If I have the following:
$N := \{(a,b,c,d) \in \mathbb{Z}^4 \mid ad-bc = 1\}$
$(a,b,c,d) \circ (e,f,g,h) := (ae+bg,af+bh,ce+dg,cf+dh)$
The task is: Check $(N, \circ)$ for Group properties
I've found an Isomorphism to the following:
$M := \{A\in M(2,2) \mid \det(A) = 1\}$
with the standard matrix-product.
Let $f:N \to M$ with $(a,b,c,d) \mapsto \begin{bmatrix}a & b\\c & d\end{bmatrix}$
$f$ is bijective, which is fairly obvious.
I've shown that $f$ does indeed keep the properties needed for an isomorphism, since that is not the point, I'll leave that out.
Now we know that
$(M,*)$ is a non-abelian group, so $(N,\circ)$ is also a non-abelian group.
Now that's straight forward, the question that came up was, can we prove the same without a bijective mapping and if not, why?
To make clear what I mean: Would a homomorphism between $N$ and $M$ prove the same thing?

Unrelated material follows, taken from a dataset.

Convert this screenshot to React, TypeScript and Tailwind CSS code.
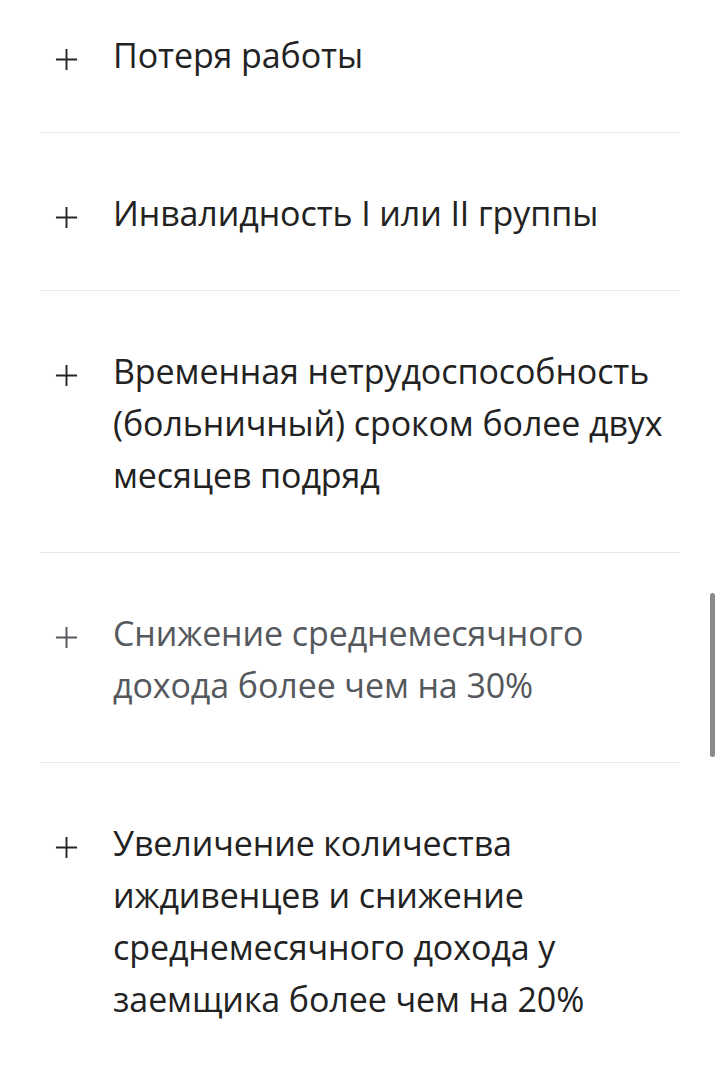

A homomorphism alone would not be enough, as was already discussed in the comments. But perhaps even more important is to know natural examples of groups; and here the group of integral matrices with determinant $1$, $M=SL_2(\mathbb{Z})$ is much more natural than $N$, although they are of course isomorphic. So it really makes sense to use the bijection, and to understand its value. Closely related to $M$ is the modular group, which arises in several contexts of mathematics and physics.